You may have heretofore thought things looked dark for her. You may have said, “If they can come into the court and show all the things I have seen in the newspapers, gossip and rumor and report, I might feel that I ought to, but now that I find the government’s case only the thing that it is, insufficient, weak, contradictory, critical, lame, why, I have nothing else to do in my conscience but to say to Massachusetts, we have this woman in charge, you have not proved it against her, we still keep charge of her, and we say to you, you have not proven this against her and she is not guilty.” But there is another ground. If, when you see through this evidence, you are satisfied again, convinced—which is more—you are convinced affirmatively that the woman is innocent, that you are entitled to say, “Not guilty,” and you are bound so to speak. It is rare that the defendant goes so far as to prove her innocence. It is not a task that is set before her. But I dare to speak to you upon that branch in this case with full confidence. Look at it for a period. Take the facts as they are, and I would not misrepresent or belittle any of them. I have not knowingly omitted any of them, for a purpose of benefit to the defendant. Take them as they are. What is there to prove to you absolutely, as sensible men, the innocence of this defendant? You go and search some other man’s house and let me alone. Search somebody else, I think he had some trouble with my father: that would be the policy of such a defendant. What was her conduct?
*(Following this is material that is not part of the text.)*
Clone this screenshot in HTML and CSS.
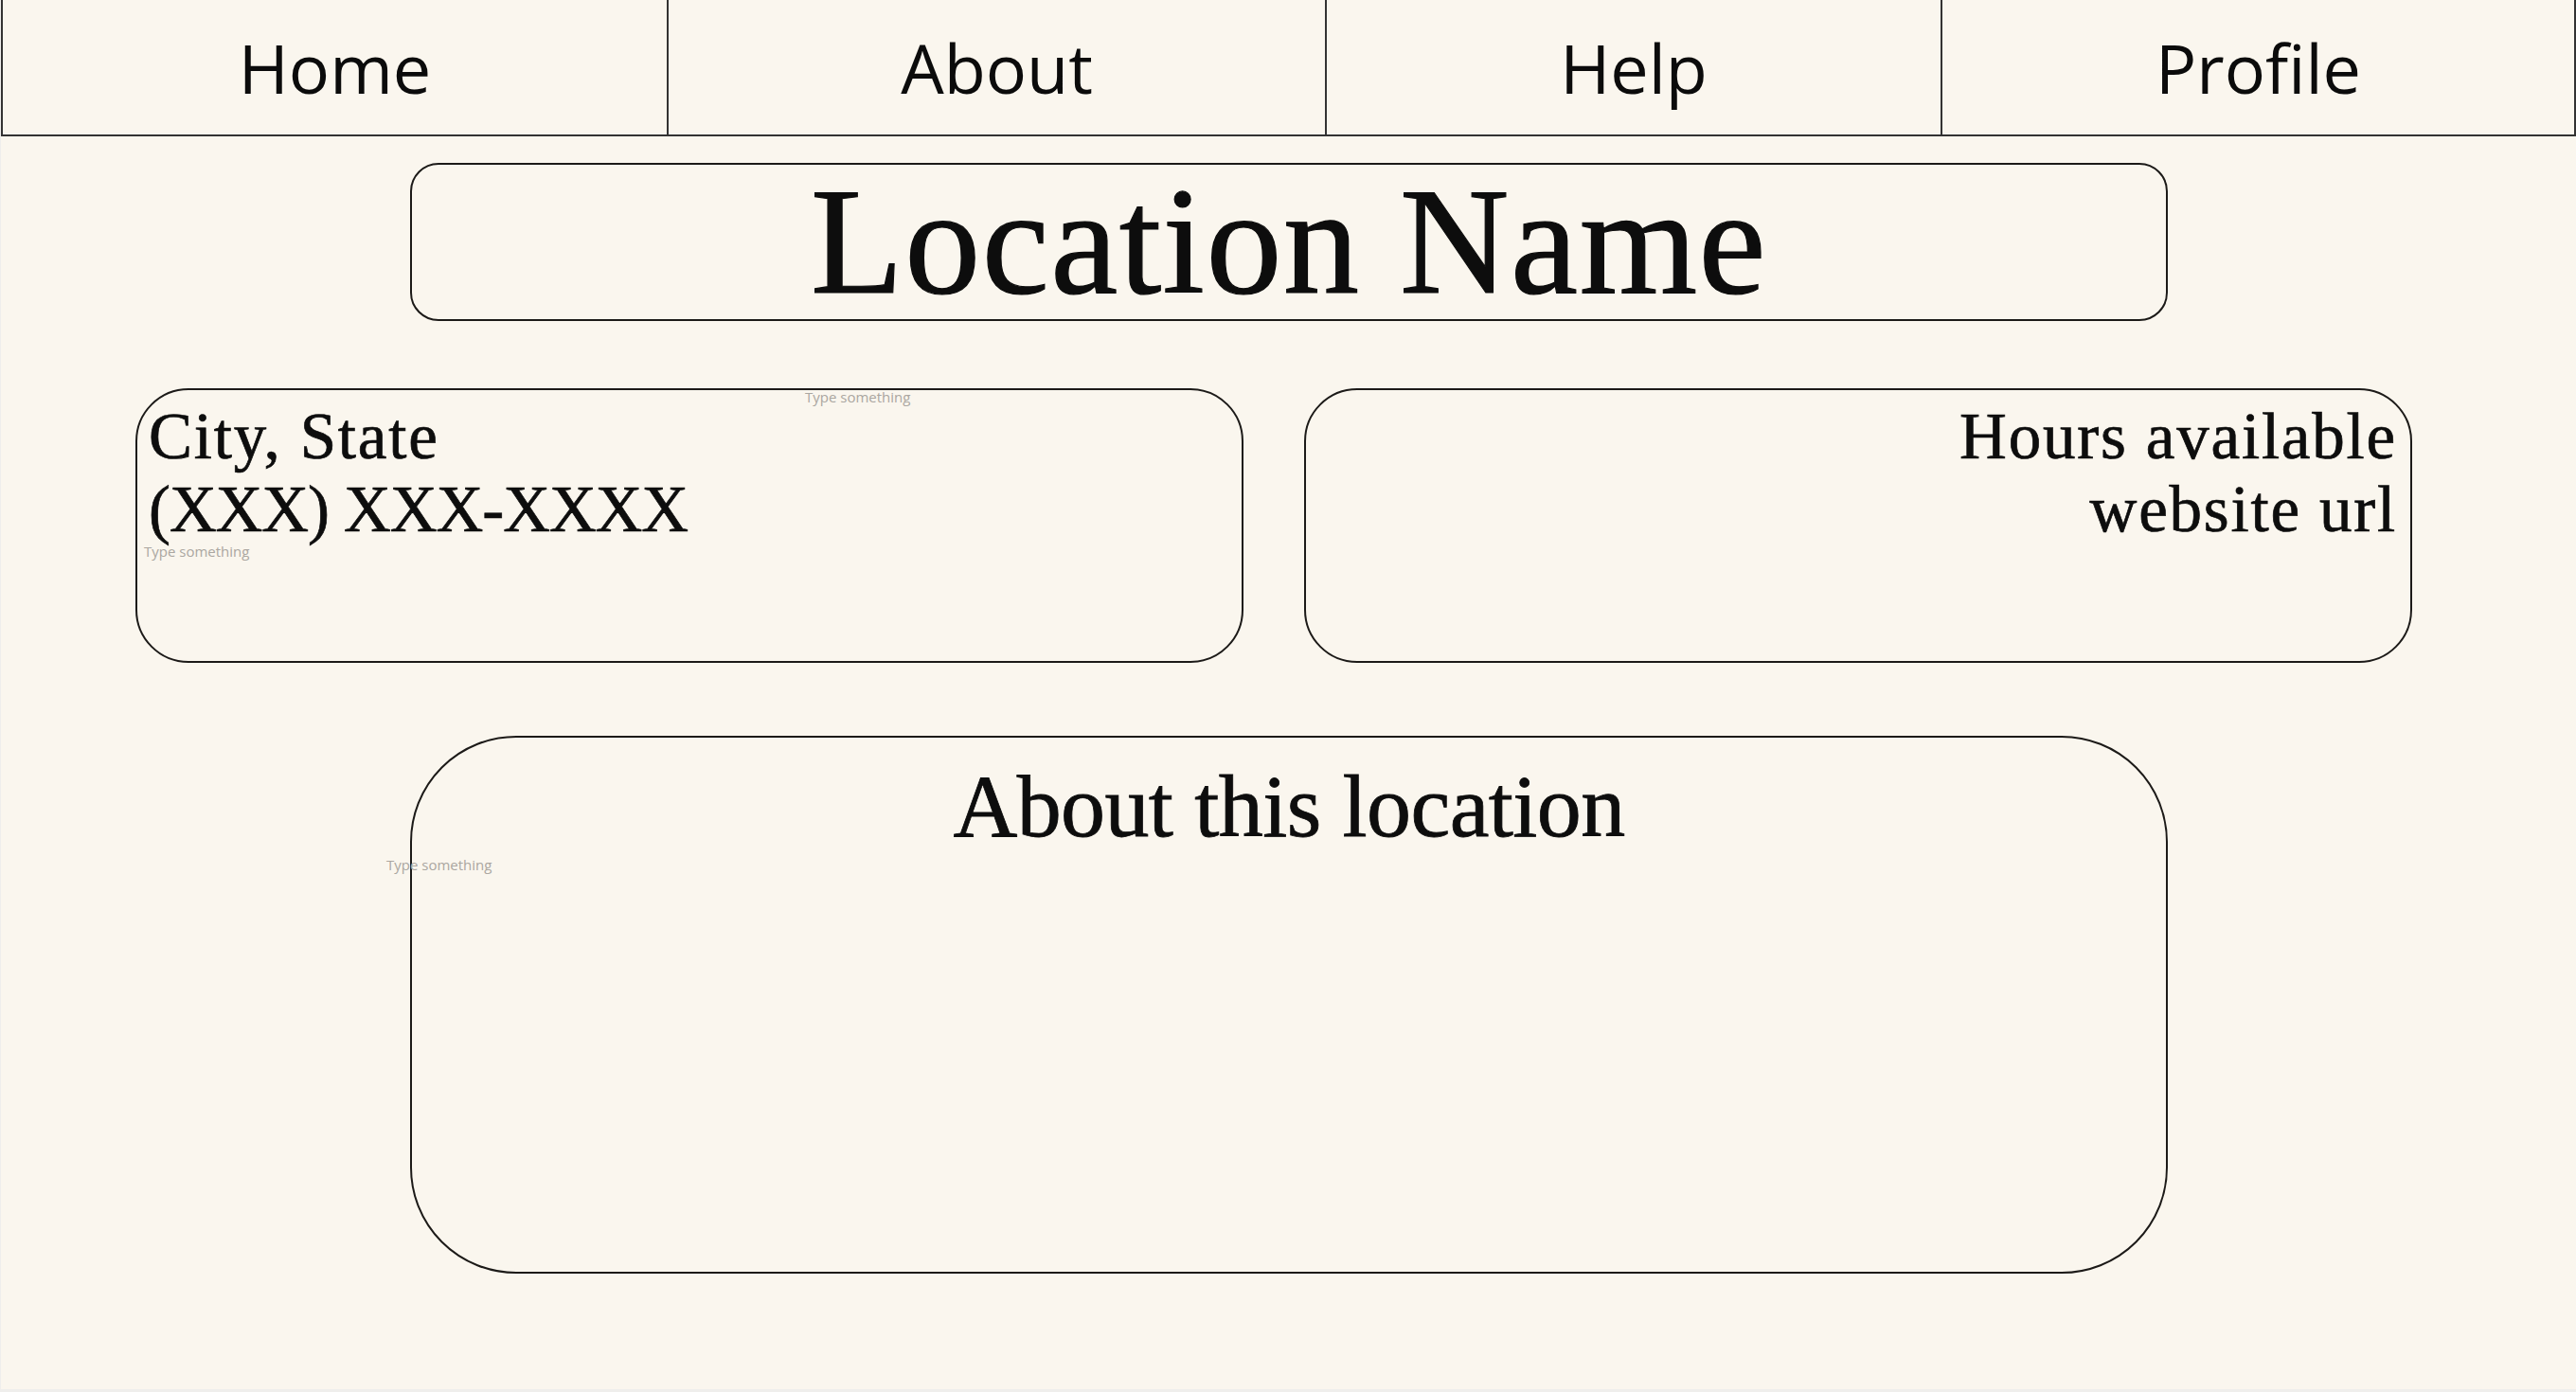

Uniformly, openly frank every time, shutting all the doors against any person that might be put under this foul suspicion. Why, you say, shutting them against herself. Yes, it was the impulse, the outcome of an honest woman. Were she a villain and a rascal, she would have done as villains and rascals do. There was her uncle, John Morse, suspected as you heard, followed up, inquired about, and she is asked and she said, no, he did not do it. He went away from the house this morning at nine o’clock. Some one said Bridget did it. Now there

were but two persons around that house as we now find out, so far as we can locate anybody, and the busy finger was pointed at Bridget Sullivan—Bridget Sullivan, only an Irish girl, working in the family, working for her weekly pay, been faithful to them, been there two years and nine months, lived happily and peacefully with them and they have had no trouble, and Lizzie spoke out right determinedly, as you know, and promptly: Why, Bridget did not do it. Then somebody said: Why, the Portuguese on the farm. No, says Lizzie, he is not a Portuguese; he is a Swede, and my father has not any men that ever worked for him that would do that to him. Not Alfred Johnson that worked for them, not Mr. Eddy, another farmer that worked for them, no assistant—I cannot believe it of any of them.